Jeff Guinn, owner, LGI Business Brokers

1. What’s your background?

I attended the University of Central Missouri from 1975 to 1978. After graduation, I managed my family’s lumber yard in Mexico, Missouri. Through the next few years, I held progressively larger leadership roles: salesman for MidCity Lumber and manager for a True Value hardware store. In 1983, I opened two stores, a tanning salon and a video store in Monroe City, Missouri. I later sold both in 1986. I opened my first business in Columbia in 1995, Signs Now, which I sold in 2001. In 1986, I began working for a business broker. That lasted until 1990. I took a break from being a business broker to become the general manager for an ice company in Columbia. Then in 1992, I started working at LGI Business Brokers as a broker and then president. From 2001 up until earlier this year, I bought one Sport Clips franchise and opened three more in Columbia. I sold all four stores earlier this year.

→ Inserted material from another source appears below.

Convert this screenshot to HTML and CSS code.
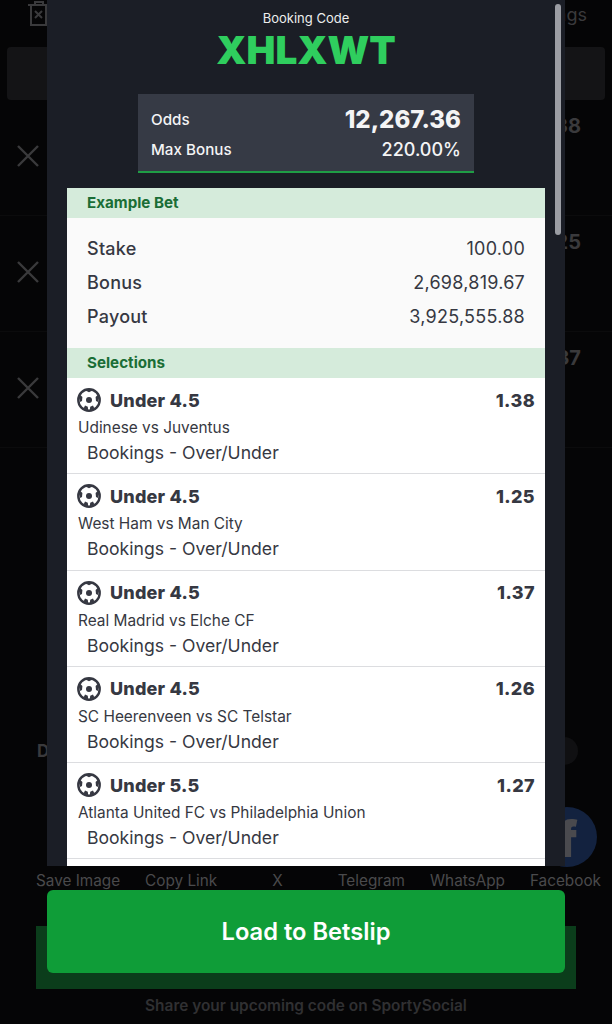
FILE: index.html
```html
<!DOCTYPE html>
<html lang="en">
<head>
    <meta charset="UTF-8">
    <meta name="viewport" content="width=device-width, initial-scale=1.0">
    <title>Booking Code</title>
    <link rel="stylesheet" href="styles.css">
</head>
<body>
    <div class="page">
        <div class="top-bar">
            <svg class="trash" width="24" height="26" viewBox="0 0 24 26" fill="none" stroke="#3a3a3c" stroke-width="2">
                <path d="M1 4h22M8 4V1h8v3M4 4v20h15V4M8 10l7 7M15 10l-7 7"/>
            </svg>
            <span class="top-link">Bookings</span>
        </div>
        <div class="tabs-band"></div>

        <div class="bg-row"><svg class="bg-x" viewBox="0 0 22 22"><use href="#cross"/></svg><span class="bg-odds">1.38</span></div>
        <div class="bg-row"><svg class="bg-x" viewBox="0 0 22 22"><use href="#cross"/></svg><span class="bg-odds">1.25</span></div>
        <div class="bg-row"><svg class="bg-x" viewBox="0 0 22 22"><use href="#cross"/></svg><span class="bg-odds">1.37</span></div>

        <div class="share-head">
            <span class="share-title">D</span>
            <span class="share-dot"></span>
        </div>
        <div class="share-icons">
            <span class="fb-circle">f</span>
        </div>
        <div class="share-labels">
            <span>Save Image</span>
            <span>Copy Link</span>
            <span class="label-x">X</span>
            <span>Telegram</span>
            <span>WhatsApp</span>
            <span>Facebook</span>
        </div>
        <div class="share-band"></div>
        <p class="share-note">Share your upcoming code on SportySocial</p>
    </div>

    <div class="modal">
        <div class="panel">
            <div class="scroll-thumb"></div>
            <p class="code-label">Booking Code</p>
            <h1 class="code">XHLXWT</h1>

            <div class="odds-box">
                <div class="odds-line">
                    <span>Odds</span>
                    <strong class="odds-total">12,267.36</strong>
                </div>
                <div class="odds-line">
                    <span>Max Bonus</span>
                    <span class="bonus-val">220.00%</span>
                </div>
            </div>

            <div class="card">
                <h2 class="card-head">Example Bet</h2>
                <div class="example">
                    <div class="example-line"><span class="example-name">Stake</span><span>100.00</span></div>
                    <div class="example-line"><span class="example-name">Bonus</span><span>2,698,819.67</span></div>
                    <div class="example-line"><span class="example-name">Payout</span><span>3,925,555.88</span></div>
                </div>
                <h2 class="card-head">Selections</h2>

                <div class="selection">
                    <div class="sel-top">
                        <svg class="ball" viewBox="0 0 24 24"><use href="#ball"/></svg>
                        <span class="sel-name">Under 4.5</span>
                        <span class="sel-odds">1.38</span>
                    </div>
                    <p class="sel-match">Udinese vs Juventus</p>
                    <p class="sel-market">Bookings - Over/Under</p>
                </div>
                <div class="selection">
                    <div class="sel-top">
                        <svg class="ball" viewBox="0 0 24 24"><use href="#ball"/></svg>
                        <span class="sel-name">Under 4.5</span>
                        <span class="sel-odds">1.25</span>
                    </div>
                    <p class="sel-match">West Ham vs Man City</p>
                    <p class="sel-market">Bookings - Over/Under</p>
                </div>
                <div class="selection">
                    <div class="sel-top">
                        <svg class="ball" viewBox="0 0 24 24"><use href="#ball"/></svg>
                        <span class="sel-name">Under 4.5</span>
                        <span class="sel-odds">1.37</span>
                    </div>
                    <p class="sel-match">Real Madrid vs Elche CF</p>
                    <p class="sel-market">Bookings - Over/Under</p>
                </div>
                <div class="selection">
                    <div class="sel-top">
                        <svg class="ball" viewBox="0 0 24 24"><use href="#ball"/></svg>
                        <span class="sel-name">Under 4.5</span>
                        <span class="sel-odds">1.26</span>
                    </div>
                    <p class="sel-match">SC Heerenveen vs SC Telstar</p>
                    <p class="sel-market">Bookings - Over/Under</p>
                </div>
                <div class="selection">
                    <div class="sel-top">
                        <svg class="ball" viewBox="0 0 24 24"><use href="#ball"/></svg>
                        <span class="sel-name">Under 5.5</span>
                        <span class="sel-odds">1.27</span>
                    </div>
                    <p class="sel-match">Atlanta United FC vs Philadelphia Union</p>
                    <p class="sel-market">Bookings - Over/Under</p>
                </div>
            </div>
        </div>
        <button class="load-btn" type="button">Load to Betslip</button>
    </div>

    <svg width="0" height="0" class="defs">
        <symbol id="ball" viewBox="0 0 24 24">
            <circle cx="12" cy="12" r="10.7" fill="#fff" stroke="#363842" stroke-width="2.4"/>
            <circle cx="12" cy="12" r="3" fill="#363842"/>
            <path d="M8 2.2L12 4.2l4-2L12 1.2zM2 9.5l1 4.4 2-1 .4-4-2-1.8zM22 9.5l-1 4.4-2-1-.4-4 2-1.8zM6.6 20.6l1.4-3 2.8 1.2.4 3.6zM17.4 20.6l-1.4-3-2.8 1.2-.4 3.6z" fill="#363842"/>
        </symbol>
        <symbol id="cross" viewBox="0 0 22 22">
            <path d="M1 1l20 20M21 1L1 21" fill="none" stroke="#3a3a3c" stroke-width="2.4"/>
        </symbol>
    </svg>
</body>
</html>
```

FILE: styles.css
```css
* {
    box-sizing: border-box;
}

html, body {
    margin: 0;
    padding: 0;
}

body {
    width: 612px;
    height: 1024px;
    overflow: hidden;
    position: relative;
    background: #050506;
    font-family: Inter, sans-serif;
}

h1, h2, p {
    margin: 0;
}

.defs {
    position: absolute;
}

/* dimmed page behind the modal */
.page {
    height: 1024px;
    display: flex;
    flex-direction: column;
}

.top-bar {
    height: 47px;
    padding: 1px 25px 0 27px;
    display: flex;
    justify-content: space-between;
    align-items: flex-start;
}

.top-link {
    font-size: 18px;
    line-height: 28px;
    color: #3a3a3c;
}

.tabs-band {
    height: 53px;
    margin: 0 7px;
    background: #141416;
    border-radius: 4px;
}

.bg-row {
    height: 116px;
    padding: 0 31px 0 17px;
    display: flex;
    justify-content: space-between;
    border-bottom: 1px solid #0b0b0c;
}

.bg-x {
    width: 22px;
    height: 22px;
    margin-top: 45px;
}

.bg-odds {
    font-size: 20px;
    font-weight: 700;
    line-height: 52px;
    color: #3a3a3c;
}

.share-head {
    margin-top: 274px;
    height: 57px;
    padding: 0 37px;
    display: flex;
    justify-content: space-between;
    align-items: center;
    color: #3a3a3c;
    font-weight: 700;
    font-size: 17px;
}

.share-dot {
    width: 28px;
    height: 28px;
    margin-right: -3px;
    border-radius: 50%;
    background: #101012;
}

.share-icons {
    height: 60px;
    margin-top: 28px;
    padding-right: 15px;
    display: flex;
    justify-content: flex-end;
}

.fb-circle {
    width: 60px;
    height: 60px;
    border-radius: 50%;
    background: #13223f;
    color: #4a4a4e;
    font-size: 50px;
    font-weight: 900;
    line-height: 64px;
    text-align: center;
}

.share-labels {
    height: 55px;
    margin-top: 4px;
    padding-left: 36px;
    display: flex;
    gap: 25px;
    font-size: 15.3px;
    line-height: 20px;
    white-space: nowrap;
    color: #4a4a4c;
}

.label-x {
    margin: 0 30px;
}

.share-band {
    height: 63px;
    margin: 0 36px;
    background: #0b3d1b;
}

.share-note {
    margin-top: 7px;
    text-align: center;
    font-size: 15.4px;
    font-weight: 600;
    color: #303032;
}

/* modal */
.modal {
    position: absolute;
    top: 0;
    left: 47px;
    width: 518px;
    display: flex;
    flex-direction: column;
    gap: 24px;
}

.panel {
    position: relative;
    height: 866px;
    padding: 11px 20px 0;
    overflow: hidden;
    background: #1b1e26;
}

.scroll-thumb {
    position: absolute;
    top: 4px;
    left: 508px;
    width: 6px;
    height: 231px;
    border-radius: 3px;
    background: #9b9da3;
}

.code-label {
    text-align: center;
    font-size: 13px;
    line-height: 14px;
    color: #eceded;
}

.code {
    margin-top: 6px;
    text-align: center;
    font-size: 38.6px;
    font-weight: 900;
    line-height: 38px;
    color: #2fce5e;
}

.odds-box {
    width: 336px;
    height: 79px;
    margin: 25px auto 15px;
    padding: 10px 13px 0;
    background: #363a45;
    border-bottom: 2px solid #1f9c45;
    color: #f4f4f5;
}

.odds-line {
    display: flex;
    justify-content: space-between;
    align-items: center;
    height: 30px;
    font-size: 15.2px;
    font-weight: 500;
}

.odds-total {
    font-size: 24px;
    font-weight: 800;
}

.bonus-val {
    font-size: 18px;
}

.card {
    height: 678px;
    overflow: hidden;
    background: #fff;
    color: #363842;
}

.card-head {
    height: 30px;
    padding-left: 20px;
    background: #d5ebdb;
    color: #1a6e36;
    font-size: 15.2px;
    font-weight: 700;
    line-height: 30px;
}

.example {
    height: 130px;
    padding: 14px 20px 0;
    background: #fafafa;
}

.example-line {
    display: flex;
    justify-content: space-between;
    height: 34px;
    font-size: 18px;
    line-height: 34px;
    letter-spacing: 0.25px;
}

.example-name {
    font-weight: 500;
}

.selection {
    height: 96.3px;
    padding: 9px 10px 0;
    border-bottom: 1px solid #dcdde0;
}

.sel-top {
    display: flex;
    align-items: center;
    height: 26px;
}

.ball {
    width: 24px;
    height: 24px;
    margin-right: 9px;
}

.sel-name {
    flex: 1;
    font-size: 18px;
    font-weight: 800;
    letter-spacing: 0.2px;
}

.sel-odds {
    font-size: 18px;
    font-weight: 800;
    letter-spacing: 0.4px;
}

.sel-match {
    margin-top: 6px;
    margin-left: 1px;
    font-size: 15.4px;
    line-height: 18px;
}

.sel-market {
    margin-top: 4px;
    padding-left: 10px;
    font-size: 17.6px;
    line-height: 24px;
}

.load-btn {
    height: 83px;
    border: none;
    border-radius: 6px;
    background: #0f9d38;
    color: #fff;
    font-family: Inter, sans-serif;
    font-size: 23.7px;
    font-weight: 600;
}
```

2. Tell us about your job:

I assist clients that wish to value their businesses or sell their businesses in a professional, confidential manner. We put packages together to streamline the process of selling and valuing business. LGI Business Brokers has brokered over 300 businesses and valued over 2,000 businesses discreetly and confidentially since opening almost 27 years ago.

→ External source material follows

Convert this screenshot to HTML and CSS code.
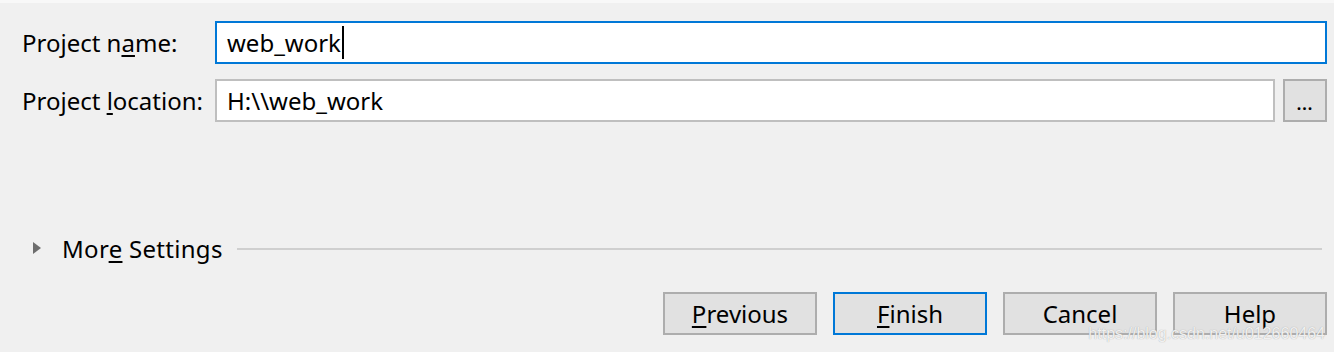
FILE: index.html
```html
<!DOCTYPE html>
<html lang="en">
<head>
    <meta charset="UTF-8">
    <title>New Project</title>
    <link rel="stylesheet" href="styles.css">
</head>
<body>
    <div class="dialog">
        <div class="fields">
            <label class="label">Project n<u>a</u>me:</label>
            <div class="field focused">web_work<span class="caret"></span></div>

            <label class="label">Project <u>l</u>ocation:</label>
            <div class="field-row">
                <div class="field">H:\\web_work</div>
                <button class="browse">...</button>
            </div>
        </div>

        <div class="more">
            <span class="arrow"></span>
            <span class="more-text">Mor<u>e</u> Settings</span>
            <span class="line"></span>
        </div>

        <div class="buttons">
            <button class="btn"><u>P</u>revious</button>
            <button class="btn default"><u>F</u>inish</button>
            <button class="btn">Cancel</button>
            <button class="btn">Help</button>
        </div>

        <div class="watermark">https://blog.csdn.net/u012660464</div>
    </div>
</body>
</html>
```

FILE: styles.css
```css
* {
    box-sizing: border-box;
}
body {
    margin: 0;
    background-color: #f0f0f0;
    font-family: "Noto Sans", "Open Sans", sans-serif;
    font-size: 24px;
    color: #000;
}
.dialog {
    position: relative;
    height: 352px;
    border-top: 3px solid #f8f8f8;
    padding: 18px 7px 0 22px;
}
.fields {
    display: grid;
    grid-template-columns: 193px 1fr;
    row-gap: 15px;
    align-items: center;
}
.label {
    white-space: nowrap;
}
u {
    text-decoration-thickness: 2px;
    text-underline-offset: 3px;
}
.field {
    height: 43px;
    background-color: #fff;
    border: 2px solid #bfbfbf;
    padding: 0 10px;
    display: flex;
    align-items: center;
    flex: 1;
}
.field.focused {
    border-color: #0078d7;
}
.caret {
    display: inline-block;
    width: 2px;
    height: 33px;
    background-color: #000;
    margin-left: 1px;
}
.field-row {
    display: flex;
    gap: 8px;
}
.browse {
    width: 44px;
    height: 43px;
    background-color: #e1e1e1;
    border: 2px solid #adadad;
    font-family: inherit;
    font-size: 16px;
    font-weight: bold;
    padding: 6px 0 0;
    letter-spacing: 1px;
}
.more {
    display: flex;
    align-items: center;
    margin-top: 111px;
    padding-left: 11px;
    height: 30px;
}
.arrow {
    width: 0;
    height: 0;
    border-top: 6px solid transparent;
    border-bottom: 6px solid transparent;
    border-left: 8px solid #6d6d6d;
    margin-right: 21px;
}
.more-text {
    white-space: nowrap;
    letter-spacing: 0.3px;
}
.line {
    flex: 1;
    height: 2px;
    background-color: #cfcfcf;
    margin: 2px 5px 0 14px;
}
.buttons {
    display: flex;
    justify-content: flex-end;
    gap: 16px;
    margin-top: 29px;
}
.btn {
    width: 154px;
    height: 43px;
    background-color: #e1e1e1;
    border: 2px solid #adadad;
    font-family: inherit;
    font-size: 24px;
    color: #000;
    padding: 0;
}
.btn.default {
    border-color: #0078d7;
}
.watermark {
    position: absolute;
    right: 9px;
    bottom: 9px;
    font-family: "Liberation Sans", Arial, sans-serif;
    font-size: 16px;
    color: rgba(255, 255, 255, 0.85);
    text-shadow: 0 0 1px #9a9a9a;
}
```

3. What does your typical day look like?

My typical day includes meeting with clients, both buyers and sellers; working with CPAs and attorneys on contracts; and finding financing for buyers.

4. What drew you to your position?

I found out at the young age of 29 how hard it is to work directly with sellers of their businesses. The businesses are typically the owner’s largest asset, so the owners are usually emotionally attached to the business, which makes the selling process a challenge.

5. What don’t people know about the business broker industry that they should?

There are very few business brokers — less than 6,000 offices in the U.S. — and many brokers are sole practitioners like myself. For comparison, at last check, there were 45,000 real estate agents in Missouri alone.

6. What would people be surprised to know about your job?

Many people assume that I do business all over the state; however, I primarily work on transactions within 40 miles of my office in Columbia. But I do complete business valuations all over Missouri.

7. What are some challenges you face in your job?

My biggest challenges are probably confidentiality, getting sellers to understand the real value their business has to someone else, and to find businesses that have solid cash flow.

8. Describe a success you’re most proud of:

The success that I am most proud of is that nearly 80 percent of the businesses I have brokered the sale of are still in operation after at least 10 years, including businesses that we personally sold. I spend an inordinate amount of time educating everyone in the process of business transactions, sometimes to a fault.

9. What inspires you to get up each day and make a difference?

To see buyers that get excited about their new business purchase and to see sellers who are retiring or are burned out with the business be able to do the things they want to do after selling their business.

10. Tell us something about you that we wouldn’t learn from your resume:

Probably the fact that I enjoy assisting clients with marketing almost as much as I do selling and valuing businesses.